El segundo relato del libro trata el poder de la adicción. Y cuando me refiero a adicción voy más allá del consumo de ciertas sustancias. Vuelvo (aunque este relato fue antes) a la idea de que una persona puede ser adicta a cualquier cosa que le haga sentir felicidad y serenidad, adicta a ciertas variaciones de sustancias químicas en su cuerpo.
En este caso, el protagonista es un hombre que sufre una extraña enfermedad que le hace tener infinidad de tics faciales, algo que siempre lo ha tenido acomplejado y que no tiene solución médica.
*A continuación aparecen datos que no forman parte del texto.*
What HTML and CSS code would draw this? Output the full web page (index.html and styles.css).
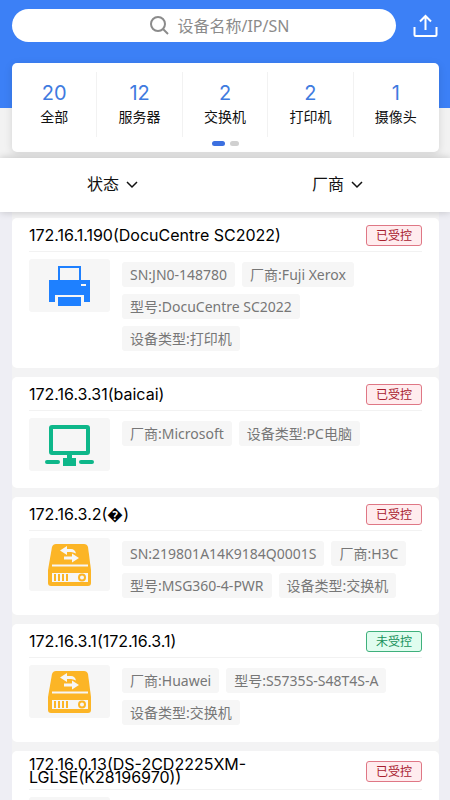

Un día, de casualidad, descubre que antes de cometer un asesinato sus tics desaparecen, una sensación que dura poco aunque lo suficiente como para engancharse a la sensación de sentirse normal.
Os dejo un fragmento:
Con más sigilo
aún que antes, entró en el piso y cerró la puerta echando la cadena de
seguridad. En el salón había un televisor encendido con la voz quitada. Lo
enfureció aún más pensar que la vieja era capaz de pasarse media tarde viendo
la tele sin voz con tal de poder escuchar sus pisadas al bajar las escaleras.
Se asomó al
salón, dejando los zapatos en la entrada, y escuchó un canturreo ahogado e
intermitente que provenía de uno de los dormitorios. Conocía la distribución
del piso, pues era igual que el suyo, de modo que caminó despacio pero con
seguridad y se quedó parado bajo el marco de la puerta, viendo cómo la mujer
remetía bajo el colchón las sábanas de la cama.
—El demonio ha
venido por fin a por ti, vieja —le dijo, dándole un empujón y tirándola boca
arriba sobre el colchón.
Tics es la historia de un hombre normal como tú y como yo. Es la historia de nuestro amigo de la infancia, aquel con el que todos se metían. Un detonador con el que muchos tal vez hayamos jugado sin saber que podía estallar.